Glenmore resident shares tips to grow your own food forest

By mimicking the natural environment, gardeners can grow a large amount of fruit and vegetables in a small space.

While organic food fetches a high price for farmers, many Berea residents don’t realise they could be harvesting their own organic produce from their own gardens. In a four-part series, Glenmore resident, Deon Braun will share his tips for growing fresh produce at home. This week Braun shares his tips for converting a garden into a food forest.

“I would recommend growing what you love, especially if you can grow from plant cuttings,” he said.

“If I offered you an apple that was six months old or one that I just harvested, which one would you want to eat. Instead of going into a store and buying a few sprigs of something that has been wrapped in plastic and left in cold storage, why don’t you go into your garden and pick something that is absolutely fresh?”

By mimicking the natural environment, gardeners can grow a large amount of fruit and vegetables in a small space.

Also read:Durban NPO donates 120 food parcels to Umbilo families

Granadilla fruit is found in the fourth level of the food forest.

“Stand in one of our magnificent wild forests, and you’ll notice that plants occupy different heights or layers, and have very different forms. Mature forests can be divided into six layers. We can mimic this in a food forest to provide a range of nutritious food, consisting of edible and medicinal plants and fungi,” said Braun.

Above ground, there are four layers in a forest, each with its own set of plant species.

“The canopy trees are the most obvious when we look from a distance. In a food forest here in Durban, these could be moringa trees (providing edible leaves and seed pods), avocado, jackfruit, mango and litchi trees, breadfruit, or tropical nut trees like the Malabar chestnut. The second layer below them is the understorey tree layer. Here you could grow citrus, tree tomatoes, macadamia, pawpaw, banana, coffee, breadfruit, cassava, and Mexican tree spinach. Growing beneath them, or on the borders where there is ample sunshine, are herbaceous (non-woody) plants like herb plants. These include tomatoes, peppers, brinjals, and other nightshade family members. This also includes leaf crops such as spinach and kale, basil and other herbs, Plectranthus amboinicus, pineapples, and a large variety of others. In the fourth layer, and growing up onto the three vertical layers mentioned above are the creepers and vines. You can grow different species of granadilla, cucumber, climbing beans, yams (which produce tubers), black pepper, vanilla, and many more,” said Braun.

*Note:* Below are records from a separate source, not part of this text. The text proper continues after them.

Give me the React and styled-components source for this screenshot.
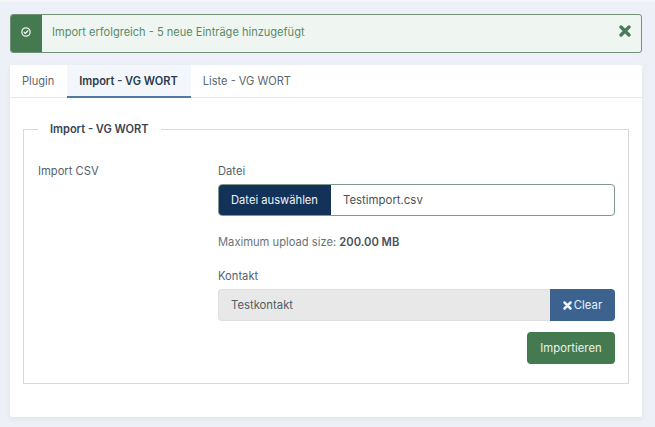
import { createGlobalStyle } from "styled-components"
import styled from "styled-components"

const Global = createGlobalStyle`
    html, body {
        margin: 0;
        padding: 0;
        background: #edf1f7;
    }
    body {
        font-family: Inter, Roboto, "Liberation Sans", sans-serif;
        font-size: 11.2px;
        color: #495057;
    }
    * {
        box-sizing: border-box;
    }
`

const Page = styled.div`
    width: 655px;
    height: 427px;
    overflow: hidden;
    display: flex;
    flex-direction: column;
    padding: 12px 13px 0 10px;
    border-top: 2px solid #f5f6f9;
`

const Alert = styled.div`
    display: flex;
    height: 39px;
    border: 1px solid #6f9279;
    border-radius: 3px;
    background: #eff6f1;
    overflow: hidden;
`

const AlertIcon = styled.div`
    width: 32px;
    background: #457a50;
    display: flex;
    justify-content: center;
    align-items: center;
    margin: -1px 0 -1px -1px;
    padding-bottom: 3px;
`

const AlertText = styled.div`
    flex: 1;
    display: flex;
    align-items: center;
    padding: 0 0 3px 10px;
    color: #5a8a6a;
    font-size: 11.05px;
`

const AlertClose = styled.div`
    display: flex;
    align-items: center;
    padding: 0 10px 5px 0;
`

const Card = styled.div`
    margin-top: 12px;
    height: 352px;
    background: #fff;
    border-radius: 2px;
    box-shadow: 0 2px 4px rgba(180, 190, 205, 0.25);
`

const Tabs = styled.div`
    display: flex;
    height: 33px;
    border-bottom: 1px solid #e6e8eb;
`

const Tab = styled.div`
    display: flex;
    align-items: center;
    padding: 0 ${p => (p.$active ? "13px" : "12px")} 0 12px;
    margin-left: ${p => (p.$active ? "1px" : "0")};
    font-size: 11.05px;
    color: ${p => (p.$active ? "#2b3a4d" : "#5c6670")};
    font-weight: ${p => (p.$active ? 600 : 400)};
    background: ${p => (p.$active ? "#f3f6fa" : "transparent")};
    border-bottom: ${p => (p.$active ? "2px solid #517aa5" : "none")};
    height: ${p => (p.$active ? "33px" : "32px")};
`

const Body = styled.div`
    padding: 24px 13px 0;
`

const Fieldset = styled.fieldset`
    margin: 0;
    padding: 28px 13px 19px 14px;
    height: 262px;
    border: 1px solid #d5d9de;
    border-radius: 0;
    display: grid;
    grid-template-columns: 180px 1fr;
`

const Legend = styled.legend`
    margin-left: 0;
    padding: 0 12px;
    font-size: 11.05px;
    font-weight: 600;
    color: #3b4450;
`

const RowLabel = styled.div`
    color: #56606a;
`

const Column = styled.div`
    display: flex;
    flex-direction: column;
`

const FieldLabel = styled.div`
    line-height: 14px;
    color: #56606a;
    margin-bottom: 6px;
`

const FileRow = styled.div`
    display: flex;
    height: 32px;
    border: 1px solid #7f9a8a;
    border-radius: 4px;
    overflow: hidden;
`

const FileButton = styled.div`
    width: 113px;
    margin: -1px 0 -1px -1px;
    background: #12325a;
    color: #f1f4f8;
    display: flex;
    align-items: center;
    justify-content: center;
`

const FileName = styled.div`
    flex: 1;
    display: flex;
    align-items: center;
    padding-left: 12px;
    font-size: 11.4px;
    color: #4a525b;
`

const Hint = styled.div`
    margin: 19px 0 20px;
    line-height: 14px;
    color: #69727b;
    strong {
        font-weight: 600;
        color: #4a525b;
    }
`

const ContactRow = styled.div`
    display: flex;
    height: 32px;
`

const ContactValue = styled.div`
    flex: 1;
    display: flex;
    align-items: center;
    padding-left: 12px;
    background: #e8e8e9;
    border: 1px solid #dcdfe2;
    border-right: none;
    border-radius: 4px 0 0 4px;
    font-size: 11.3px;
    color: #555c63;
`

const ClearButton = styled.div`
    width: 65px;
    display: flex;
    align-items: center;
    justify-content: center;
    gap: 2px;
    background: #3c6290;
    color: #eef2f7;
    border-radius: 0 4px 4px 0;
    font-size: 11.3px;
`

const Actions = styled.div`
    display: flex;
    justify-content: flex-end;
    margin-top: 11px;
`

const ImportButton = styled.div`
    width: 88px;
    height: 32px;
    display: flex;
    align-items: center;
    justify-content: center;
    background: #457a50;
    color: #e8f3ea;
    border-radius: 4px;
    font-size: 11.3px;
`

const CheckIcon = () => (
    <svg width="10" height="10" viewBox="0 0 24 24" fill="none" stroke="#eef5f0" strokeWidth="3" strokeLinecap="round" strokeLinejoin="round">
        <circle cx="12" cy="12" r="10" />
        <path d="M7.5 12.5l3 3 6-6.5" />
    </svg>
)

const Cross = ({ size, color }) => (
    <svg width={size} height={size} viewBox="0 0 12 12" fill="none" stroke={color} strokeWidth="3.3" strokeLinecap="round">
        <path d="M2 2l8 8M10 2l-8 8" />
    </svg>
)

const App = () => {
    return (
        <Page>
            <Global />
            <Alert>
                <AlertIcon><CheckIcon /></AlertIcon>
                <AlertText>Import erfolgreich - 5 neue Einträge hinzugefügt</AlertText>
                <AlertClose><Cross size={12} color="#4a7a5c" /></AlertClose>
            </Alert>
            <Card>
                <Tabs>
                    <Tab>Plugin</Tab>
                    <Tab $active>Import - VG WORT</Tab>
                    <Tab>Liste - VG WORT</Tab>
                </Tabs>
                <Body>
                    <Fieldset>
                        <Legend>Import - VG WORT</Legend>
                        <RowLabel>Import CSV</RowLabel>
                        <Column>
                            <FieldLabel>Datei</FieldLabel>
                            <FileRow>
                                <FileButton>Datei auswählen</FileButton>
                                <FileName>Testimport.csv</FileName>
                            </FileRow>
                            <Hint>Maximum upload size: <strong>200.00 MB</strong></Hint>
                            <FieldLabel>Kontakt</FieldLabel>
                            <ContactRow>
                                <ContactValue>Testkontakt</ContactValue>
                                <ClearButton><Cross size={9} color="#eef2f7" />Clear</ClearButton>
                            </ContactRow>
                            <Actions>
                                <ImportButton>Importieren</ImportButton>
                            </Actions>
                        </Column>
                    </Fieldset>
                </Body>
            </Card>
        </Page>
    )
}

export default App
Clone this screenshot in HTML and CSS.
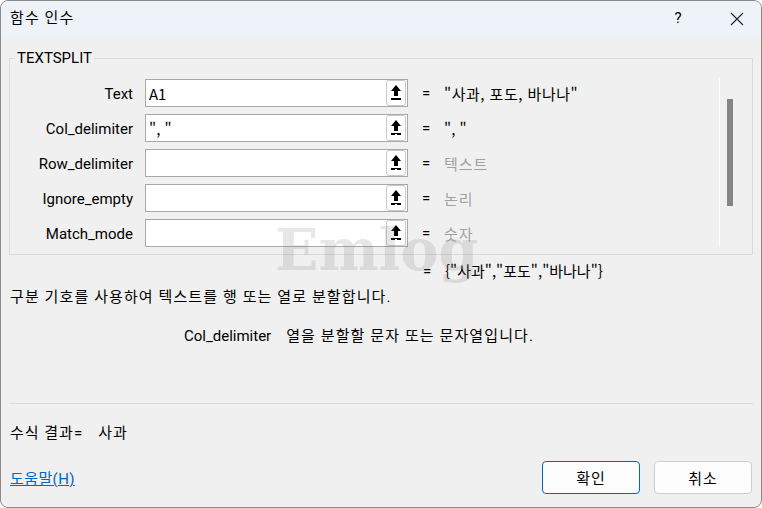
FILE: index.html
```html
<!DOCTYPE html>
<html lang="ko">
<head>
<meta charset="utf-8">
<title>함수 인수</title>
<link rel="stylesheet" href="styles.css">
</head>
<body>
<div class="window">
  <div class="titlebar">
    <span class="title">함수 인수</span>
    <div class="ctrls">
      <span class="help">?</span>
      <svg class="close" width="14" height="14" viewBox="0 0 14 14"><path d="M1 1 L13 13 M13 1 L1 13" stroke="#222" stroke-width="1.1" fill="none"/></svg>
    </div>
  </div>
  <div class="body">
    <fieldset class="group">
      <legend>TEXTSPLIT</legend>
      <div class="args">
        <div class="rows">
          <div class="row">
            <span class="label">Text</span>
            <div class="box"><span class="val">A1</span><span class="ref"><svg width="12" height="18" viewBox="0 0 12 18"><path d="M6 1 L11 7 L8 7 L8 12 L4 12 L4 7 L1 7 Z" fill="#000"/><rect x="1" y="14" width="10" height="2" fill="#000"/></svg></span></div>
            <span class="eq">=</span>
            <span class="res ko">"사과, 포도, 바나나"</span>
          </div>
          <div class="row">
            <span class="label">Col_delimiter</span>
            <div class="box"><span class="val">", "</span><span class="ref"><svg width="12" height="18" viewBox="0 0 12 18"><path d="M6 1 L11 7 L8 7 L8 12 L4 12 L4 7 L1 7 Z" fill="#000"/><rect x="1" y="14" width="10" height="2" fill="#000"/><rect x="5" y="15" width="2" height="1" fill="#fff"/></svg></span></div>
            <span class="eq">=</span>
            <span class="res">", "</span>
          </div>
          <div class="row">
            <span class="label">Row_delimiter</span>
            <div class="box"><span class="val"></span><span class="ref"><svg width="12" height="18" viewBox="0 0 12 18"><path d="M6 1 L11 7 L8 7 L8 12 L4 12 L4 7 L1 7 Z" fill="#000"/><rect x="1" y="14" width="10" height="2" fill="#000"/><rect x="5" y="15" width="2" height="1" fill="#fff"/></svg></span></div>
            <span class="eq">=</span>
            <span class="res hint">텍스트</span>
          </div>
          <div class="row">
            <span class="label">Ignore_empty</span>
            <div class="box"><span class="val"></span><span class="ref"><svg width="12" height="18" viewBox="0 0 12 18"><path d="M6 1 L11 7 L8 7 L8 12 L4 12 L4 7 L1 7 Z" fill="#000"/><rect x="1" y="14" width="10" height="2" fill="#000"/><rect x="5" y="15" width="2" height="1" fill="#fff"/></svg></span></div>
            <span class="eq">=</span>
            <span class="res hint">논리</span>
          </div>
          <div class="row">
            <span class="label">Match_mode</span>
            <div class="box"><span class="val"></span><span class="ref"><svg width="12" height="18" viewBox="0 0 12 18"><path d="M6 1 L11 7 L8 7 L8 12 L4 12 L4 7 L1 7 Z" fill="#000"/><rect x="1" y="14" width="10" height="2" fill="#000"/><rect x="5" y="15" width="2" height="1" fill="#fff"/></svg></span></div>
            <span class="eq">=</span>
            <span class="res hint">숫자</span>
          </div>
        </div>
        <div class="vline"></div>
        <div class="scroll"><div class="thumb"></div></div>
      </div>
    </fieldset>
    <div class="result"><span class="eq">=</span><span class="res">{"사과","포도","바나나"}</span></div>
    <p class="desc">구분 기호를 사용하여 텍스트를 행 또는 열로 분할합니다.</p>
    <p class="argdesc"><span class="argname">Col_delimiter</span><span class="argtext">열을 분할할 문자 또는 문자열입니다.</span></p>
    <div class="sep"></div>
    <p class="formula">수식 결과=<span class="fval">사과</span></p>
    <div class="footer">
      <a class="link" href="#">도움말(H)</a>
      <div class="buttons">
        <button class="btn primary">확인</button>
        <button class="btn">취소</button>
      </div>
    </div>
  </div>
  <div class="watermark">Emlog</div>
</div>
</body>
</html>
```
FILE: styles.css
```css
html, body {
  margin: 0;
  padding: 0;
  background: #ffffff;
}
body {
  font-family: "Roboto", "Noto Sans CJK KR", sans-serif;
  font-size: 15px;
  color: #000;
}
.window {
  position: relative;
  width: 762px;
  height: 508px;
  box-sizing: border-box;
  border: 1px solid #8a8a8a;
  border-radius: 8px;
  background: #f0f0f0;
  overflow: hidden;
}
.titlebar {
  height: 36px;
  background: #eef2f9;
  display: flex;
  align-items: center;
  justify-content: space-between;
  padding: 0 0 0 9px;
}
.title {
  font-size: 15px;
  line-height: 20px;
  margin-top: -2px;
  letter-spacing: 1.1px;
}
.ctrls {
  display: flex;
  align-items: center;
  height: 36px;
}
.help {
  width: 46px;
  text-align: center;
  font-size: 15px;
  margin-right: 29px;
  margin-top: -2px;
}
.close {
  margin-right: 17px;
}
.body {
  padding: 0 8px 0 8px;
}
.group {
  margin: 12px 0 0 0;
  border: 1px solid #dadada;
  padding: 0 0 7px 0;
  min-width: 0;
}
.group legend {
  margin-left: 5px;
  padding: 0 2px;
  line-height: 18px;
  font-size: 15px;
}
.args {
  display: flex;
  margin-top: 12px;
}
.rows {
  display: flex;
  flex-direction: column;
  gap: 7px;
  width: 709px;
}
.row {
  display: flex;
  align-items: center;
  height: 28px;
}
.label {
  width: 123px;
  text-align: right;
  margin-right: 12px;
  color: #000;
  padding-top: 1px;
}
.box {
  width: 263px;
  height: 28px;
  box-sizing: border-box;
  border: 1px solid #a8a8a8;
  background: #fff;
  display: flex;
  align-items: center;
  justify-content: space-between;
}
.val {
  padding-left: 3px;
  font-family: "Noto Sans CJK KR", sans-serif;
}
.ref {
  width: 20px;
  height: 26px;
  box-sizing: border-box;
  border: 1px solid #c9c9c9;
  border-radius: 3px;
  background: #fff;
  margin-right: 1px;
  display: flex;
  align-items: center;
  justify-content: center;
}
.eq {
  margin-left: 14px;
  width: 8px;
}
.res {
  margin-left: 14px;
  white-space: nowrap;
  font-family: "Noto Sans CJK KR", sans-serif;
}
.res.ko {
  letter-spacing: 0.5px;
}
.hint {
  color: #a0a0a0;
  letter-spacing: 1px;
}
.vline {
  width: 1px;
  background: #ffffff;
  margin-top: -1px;
}
.scroll {
  padding-left: 7px;
}
.thumb {
  width: 6px;
  height: 107px;
  margin-top: 20px;
  background: #858585;
}
.result {
  margin-top: 6px;
  height: 20px;
  line-height: 20px;
  display: flex;
  padding-left: 400px;
}
.desc {
  margin: 6px 0 0 0;
  line-height: 20px;
  padding-left: 1px;
  letter-spacing: 1.1px;
}
.argdesc {
  margin: 19px 0 0 0;
  line-height: 20px;
  padding-left: 175px;
  display: flex;
}
.argname {
  margin-right: 15px;
}
.argtext {
  letter-spacing: 1.1px;
}
.sep {
  margin-top: 57px;
  border-top: 1px solid #dadada;
}
.formula {
  margin: 19px 0 0 0;
  line-height: 20px;
  padding-left: 1px;
  letter-spacing: 1px;
}
.fval {
  margin-left: 15px;
}
.footer {
  margin-top: 18px;
  display: flex;
  justify-content: space-between;
  align-items: center;
  padding-left: 1px;
}
.link {
  color: #0067c0;
  text-decoration: underline;
  font-size: 15px;
  letter-spacing: 0.4px;
}
.buttons {
  display: flex;
  gap: 14px;
  margin-right: 1px;
}
.btn {
  width: 98px;
  height: 33px;
  box-sizing: border-box;
  border: 1px solid #cfcfcf;
  border-radius: 4px;
  background: #fdfdfd;
  font-family: inherit;
  font-size: 15px;
  letter-spacing: 1px;
  color: #000;
  padding: 0;
}
.btn.primary {
  border: 1px solid #0067c0;
}
.watermark {
  position: absolute;
  left: 274px;
  top: 214px;
  font-family: "DejaVu Serif", serif;
  font-weight: bold;
  font-size: 57px;
  line-height: 70px;
  color: rgba(120, 120, 120, 0.18);
  pointer-events: none;
}
```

A vibrant granadilla flower blooms in Braun’s garden.

Root plants

Below the ground, there are two more layers.

Also read: Welcome to Botanic Garden’s gaggle of geese

“Below these four layers are the ground covers. They keep the soil protected from the sun’s UV rays, help keep moisture in the ground, and prevent soil erosion during heavy rains. You can grow plants like sweet potato, chickweed, creeping foxglove (Asystasia gangetica). Finally, in the sixth layer there are plants like sweet potato and yams. Although their foliage may grow well clear of the ground and be seen in the upper layers, these are classified in the sixth layer, the root and tuber plants,” he said.

A Tamarillo plant growing in Braun’s garden.

Braun encouraged gardeners to select a few layers to incorporate into their garden.

“As you’ll see from the above, some trees may occupy two levels. It depends entirely on you, the astute gardener, to prune and plan your garden so that trees do not become too tall to access fruit or leaves. Keep recycling leaves and branches back into the soil, to nourish the fungi, bacteria, nematodes, and other micro-organisms that help maintain a healthy balance,” he said.